### WRITTEN EXERCISE
Among the lines below, count those containing the word "page". Give the number only.

_ _ _ _

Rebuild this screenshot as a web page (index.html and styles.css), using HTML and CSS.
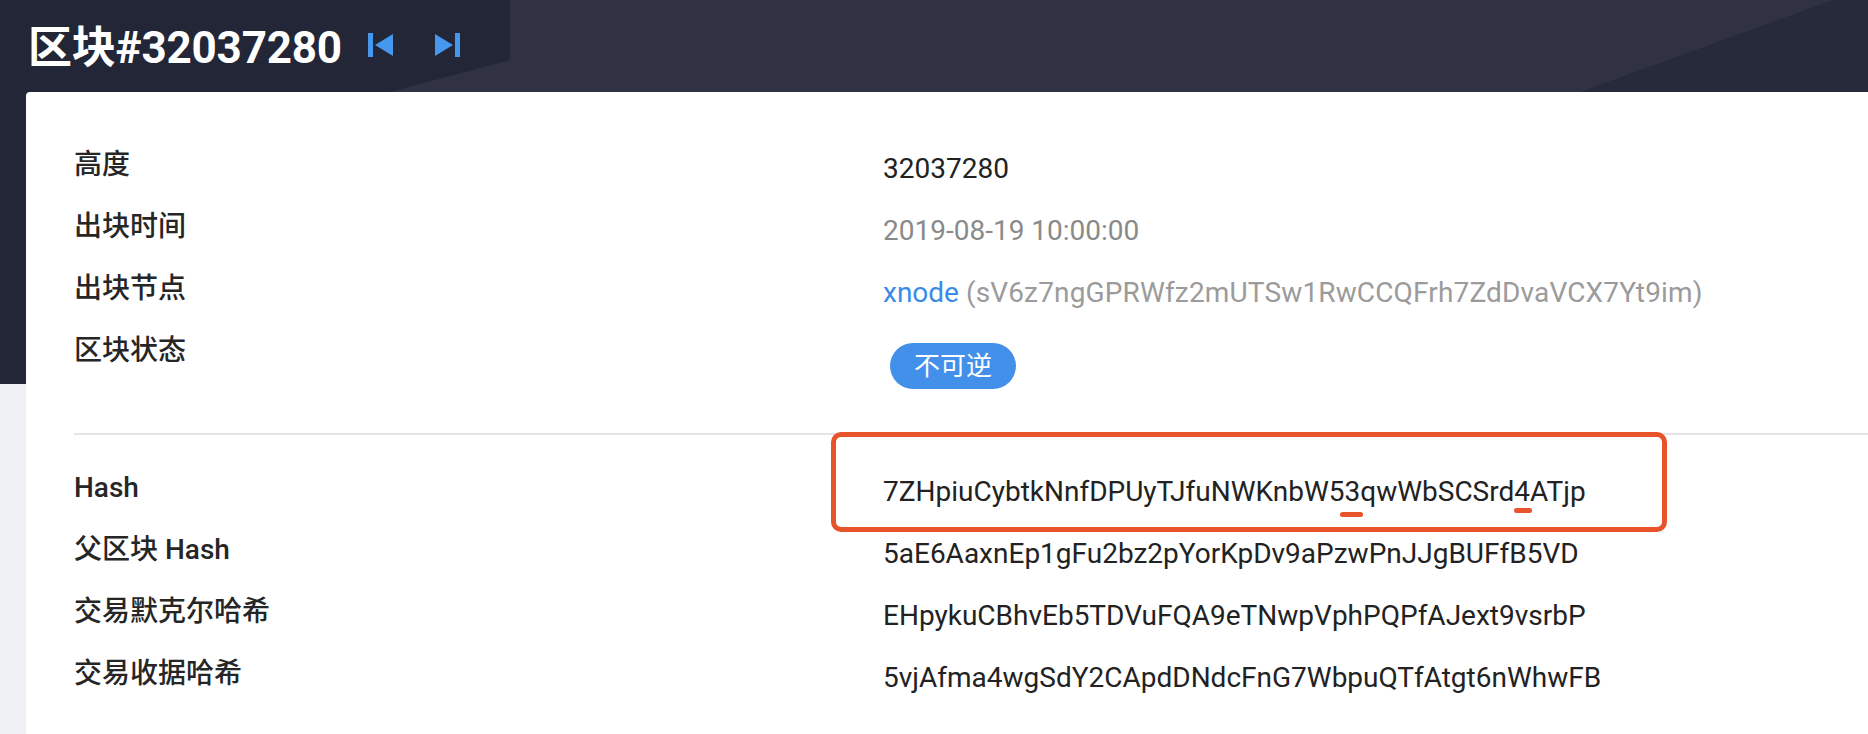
FILE: index.html
```html
<!DOCTYPE html>
<html lang="zh-CN">
<head>
  <meta charset="UTF-8">
  <meta name="viewport" content="width=device-width, initial-scale=1.0">
  <title>区块#32037280</title>
  <link rel="stylesheet" href="styles.css">
</head>
<body>
  <div class="page">
    <!-- Header -->
    <header class="hero">
      <h1 class="hero-title">区块#32037280</h1>
      <nav class="hero-nav">
        <a class="nav-btn nav-prev" href="#" title="上一个区块">
          <svg width="25" height="24" viewBox="0 0 25 24"><rect x="0" y="0" width="5" height="24"/><polygon points="25,1 7,12 25,23"/></svg>
        </a>
        <a class="nav-btn nav-next" href="#" title="下一个区块">
          <svg width="25" height="24" viewBox="0 0 25 24"><polygon points="0,1 18,12 0,23"/><rect x="20" y="0" width="5" height="24"/></svg>
        </a>
      </nav>
    </header>

    <!-- Block details -->
    <main class="card">
      <section class="detail-group">
        <div class="row">
          <div class="row-label">高度</div>
          <div class="row-value">32037280</div>
        </div>
        <div class="row">
          <div class="row-label">出块时间</div>
          <div class="row-value muted">2019-08-19 10:00:00</div>
        </div>
        <div class="row">
          <div class="row-label">出块节点</div>
          <div class="row-value"><a class="node-link" href="#">xnode</a> <span class="muted-light">(sV6z7ngGPRWfz2mUTSw1RwCCQFrh7ZdDvaVCX7Yt9im)</span></div>
        </div>
        <div class="row">
          <div class="row-label">区块状态</div>
          <div class="row-value"><span class="badge">不可逆</span></div>
        </div>
      </section>

      <section class="detail-group detail-group-hashes">
        <div class="row">
          <div class="row-label">Hash</div>
          <div class="row-value hash-value">
            <span class="mark-box"></span>7ZHpiuCybtkNnfDPUyTJfuNWKnbW5<span class="mark-char">3</span>qwWbSCSrd<span class="mark-char mark-char-high">4</span>ATjp
          </div>
        </div>
        <div class="row">
          <div class="row-label">父区块 Hash</div>
          <div class="row-value">5aE6AaxnEp1gFu2bz2pYorKpDv9aPzwPnJJgBUFfB5VD</div>
        </div>
        <div class="row">
          <div class="row-label">交易默克尔哈希</div>
          <div class="row-value">EHpykuCBhvEb5TDVuFQA9eTNwpVphPQPfAJext9vsrbP</div>
        </div>
        <div class="row">
          <div class="row-label">交易收据哈希</div>
          <div class="row-value">5vjAfma4wgSdY2CApdDNdcFnG7WbpuQTfAtgt6nWhwFB</div>
        </div>
      </section>
    </main>
  </div>
</body>
</html>
```

FILE: styles.css
```css
* {
  margin: 0;
  padding: 0;
  box-sizing: border-box;
}

body {
  font-family: Roboto, "Noto Sans CJK SC", sans-serif;
  color: #222222;
  background: #eff0f4;
  overflow: hidden;
}

.page {
  position: relative;
  min-height: 100vh;
  background: linear-gradient(to bottom, #303244 0, #303244 384px, #eff0f4 384px);
  display: flex;
  flex-direction: column;
}

/* decorative shapes in the dark band */
.page::before {
  content: "";
  position: absolute;
  top: 0;
  left: 0;
  width: 510px;
  height: 384px;
  background: #222637;
  clip-path: polygon(0 0, 510px 0, 510px 60px, 390px 92px, 390px 384px, 0 384px);
}

.page::after {
  content: "";
  position: absolute;
  top: 0;
  right: 0;
  width: 288px;
  height: 92px;
  background: #262a3b;
  clip-path: polygon(253px 0, 288px 0, 288px 92px, 0 92px);
}

.hero {
  position: relative;
  z-index: 1;
  height: 92px;
  padding: 0 0 4px 28px;
  display: flex;
  align-items: center;
}

.hero-title {
  font-size: 44px;
  font-weight: 700;
  color: #ffffff;
  letter-spacing: -0.2px;
}

.hero-nav {
  display: flex;
  gap: 42px;
  margin-left: 26px;
  padding-top: 2px;
}

.nav-btn {
  display: block;
  width: 25px;
  height: 24px;
}

.nav-btn svg {
  display: block;
  fill: #4697ee;
}

.card {
  position: relative;
  z-index: 1;
  flex: 1;
  margin-left: 26px;
  background: #ffffff;
  border-top-left-radius: 4px;
  padding: 42px 0 0 48px;
}

.detail-group {
  padding-bottom: 44px;
}

.detail-group-hashes {
  border-top: 2px solid #e3e4e8;
  padding-top: 22px;
}

.row {
  display: flex;
  align-items: flex-start;
  min-height: 62px;
}

.row-label {
  flex: none;
  width: 809px;
  font-size: 28px;
  font-weight: 500;
  line-height: 62px;
  color: #262626;
}

.row-value {
  position: relative;
  font-size: 28px;
  line-height: 54px;
  padding-top: 8px;
  white-space: nowrap;
}

.muted {
  color: #8a8a8a;
}

.muted-light {
  color: #9b9b9b;
  letter-spacing: 0.15px;
}

.node-link {
  color: #3a8be6;
  text-decoration: none;
}

.badge {
  display: inline-block;
  margin: 15px 0 0 7px;
  height: 46px;
  padding: 0 24px;
  border-radius: 23px;
  background: #4290ea;
  color: #ffffff;
  font-size: 26px;
  line-height: 46px;
  vertical-align: top;
}

/* red annotation over the hash */
.mark-box {
  position: absolute;
  top: -25px;
  left: -52px;
  width: 836px;
  height: 100px;
  border: 5px solid #e9532b;
  border-radius: 10px;
  pointer-events: none;
}

.mark-char {
  position: relative;
}

.mark-char::after {
  content: "";
  position: absolute;
  left: 50%;
  top: calc(100% + 4px);
  width: 23px;
  height: 5px;
  margin-left: -12px;
  border-radius: 3px;
  background: #e9532b;
}

.mark-char-high::after {
  top: 100%;
  width: 18px;
  margin-left: -8px;
}
```
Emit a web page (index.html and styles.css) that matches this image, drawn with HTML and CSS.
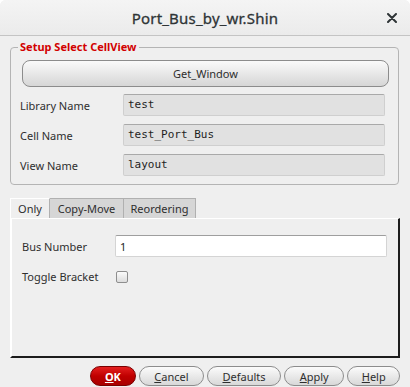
FILE: index.html
```html
<!DOCTYPE html>
<html lang="en">
<head>
  <meta charset="UTF-8" />
  <meta name="viewport" content="width=device-width, initial-scale=1.0" />
  <title>Port_Bus_by_wr.Shin</title>
  <link rel="stylesheet" href="styles.css">
</head>
<body>
  <div class="window">
    <header class="titlebar">
      <span class="title">Port_Bus_by_wr.Shin</span>
      <span class="close">
        <svg width="10" height="10" viewBox="0 0 10 10">
          <path d="M1 1 L9 9 M9 1 L1 9" stroke="#2e3436" stroke-width="2" stroke-linecap="round" />
        </svg>
      </span>
    </header>

    <div class="content">
      <fieldset class="group">
        <legend>Setup Select CellView</legend>
        <button class="wide-btn">Get_Window</button>
        <div class="form-grid">
          <label>Library Name</label>
          <div class="field">test</div>
          <label>Cell Name</label>
          <div class="field">test_Port_Bus</div>
          <label>View Name</label>
          <div class="field">layout</div>
        </div>
      </fieldset>

      <div class="tabs">
        <div class="tab active tab-only">Only</div>
        <div class="tab tab-copy">Copy-Move</div>
        <div class="tab tab-reorder">Reordering</div>
      </div>
      <div class="tab-panel">
        <div class="panel-row">
          <label>Bus Number</label>
          <input type="text" class="entry" value="1">
        </div>
        <div class="panel-row check-row">
          <label>Toggle Bracket</label>
          <span class="checkbox"></span>
        </div>
      </div>

      <div class="buttons">
        <button class="btn ok"><u>O</u>K</button>
        <button class="btn cancel"><u>C</u>ancel</button>
        <button class="btn defaults"><u>D</u>efaults</button>
        <button class="btn apply"><u>A</u>pply</button>
        <button class="btn help"><u>H</u>elp</button>
      </div>
    </div>
  </div>
</body>
</html>
```

FILE: styles.css
```css
html, body {
  margin: 0;
  padding: 0;
  background-color: #ffffff;
}

body {
  font-family: "Noto Sans", "Open Sans", sans-serif;
  font-size: 11px;
  color: #2e2e2e;
}

.window {
  width: 410px;
  height: 387px;
  background-color: #efefef;
  border-radius: 6px 6px 0 0;
  overflow: hidden;
}

.titlebar {
  height: 35px;
  border-bottom: 1px solid #c4c4c4;
  background: linear-gradient(#f4f4f4, #ebebeb);
  display: flex;
  align-items: center;
  justify-content: center;
  position: relative;
}

.title {
  font-size: 15px;
  color: #2e3436;
  letter-spacing: 0.2px;
  -webkit-text-stroke: 0.3px #2e3436;
}

.close {
  position: absolute;
  right: 13px;
  top: 13px;
  width: 10px;
  height: 10px;
  display: flex;
}

.content {
  padding: 0 10px 0 10px;
}

.group {
  margin: 4px 1px 0 0;
  padding: 6px 9px 8px 11px;
  border: 1px solid #b4b4b4;
  border-radius: 4px;
}

.group legend {
  color: #d20000;
  font-weight: bold;
  font-size: 11px;
  line-height: 14px;
  padding: 0 2px;
  margin-left: -4px;
}

.wide-btn {
  display: block;
  width: 367px;
  height: 27px;
  border: 1px solid #8c8c8c;
  border-radius: 8px;
  background: linear-gradient(#fafafa, #d6d6d6);
  font-family: inherit;
  font-size: 11px;
  color: #2e2e2e;
  padding: 0;
}

.form-grid {
  display: grid;
  grid-template-columns: 101px 262px;
  row-gap: 8px;
  margin-top: 7px;
  align-items: center;
}

.form-grid label {
  margin-left: -2px;
}

.field {
  height: 20px;
  background-color: #e1e1e1;
  border: 1px solid #cfcfcf;
  border-top-color: #a9a9a9;
  border-radius: 2px;
  font-family: "DejaVu Sans Mono", monospace;
  font-size: 11px;
  line-height: 20px;
  padding-left: 4px;
  color: #1e1e1e;
}

.tabs {
  display: flex;
  margin-top: 13px;
  height: 20px;
}

.tab {
  box-sizing: border-box;
  height: 20px;
  line-height: 19px;
  text-align: center;
  background-color: #d6d6d6;
  border-top: 1px solid #b0b0b0;
  border-right: 1px solid #b0b0b0;
}

.tab.active {
  background-color: #efefef;
  border-top: 1px solid #ffffff;
  border-left: 1px solid #ffffff;
  border-right: 1px solid #b0b0b0;
}

.tab-only { width: 40px; }
.tab-copy { width: 74px; }
.tab-reorder { width: 72px; }

.tab-panel {
  box-sizing: border-box;
  width: 390px;
  height: 140px;
  border-top: 1px solid #ffffff;
  border-left: 2px solid #ffffff;
  border-right: 2px solid #1c1c1c;
  border-bottom: 2px solid #1c1c1c;
  padding: 16px 0 0 10px;
}

.panel-row {
  display: flex;
  align-items: center;
}

.panel-row label {
  width: 93px;
}

.entry {
  box-sizing: border-box;
  width: 272px;
  height: 22px;
  border: 1px solid #d4d4d4;
  border-top-color: #9e9e9e;
  border-radius: 2px;
  background-color: #ffffff;
  font-family: inherit;
  font-size: 11px;
  padding: 0 0 0 4px;
  margin: 0;
  color: #1e1e1e;
}

.check-row {
  margin-top: 12px;
}

.checkbox {
  box-sizing: border-box;
  width: 12px;
  height: 12px;
  margin-left: 1px;
  border: 1px solid #8e8e8e;
  border-radius: 2px;
  background: linear-gradient(#fbfbfb, #dcdcdc);
}

.buttons {
  display: flex;
  gap: 3px;
  margin-top: 8px;
  padding-left: 80px;
}

.btn {
  height: 20px;
  border: 1px solid #8c8c8c;
  border-radius: 10px;
  background: linear-gradient(#fbfbfb, #d8d8d8);
  font-family: inherit;
  font-size: 11px;
  color: #2e2e2e;
  padding: 0;
  line-height: 17px;
}

.btn.ok {
  width: 47px;
  background: linear-gradient(#e42020, #c00000 50%, #a80000);
  border-color: #7a0000;
  color: #ffffff;
  font-weight: bold;
}

.btn.cancel { width: 67px; }
.btn.defaults { width: 76px; }
.btn.apply { width: 62px; }
.btn.help { width: 54px; }
```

_ _ _ _

### EXERCISE OUTPUT
6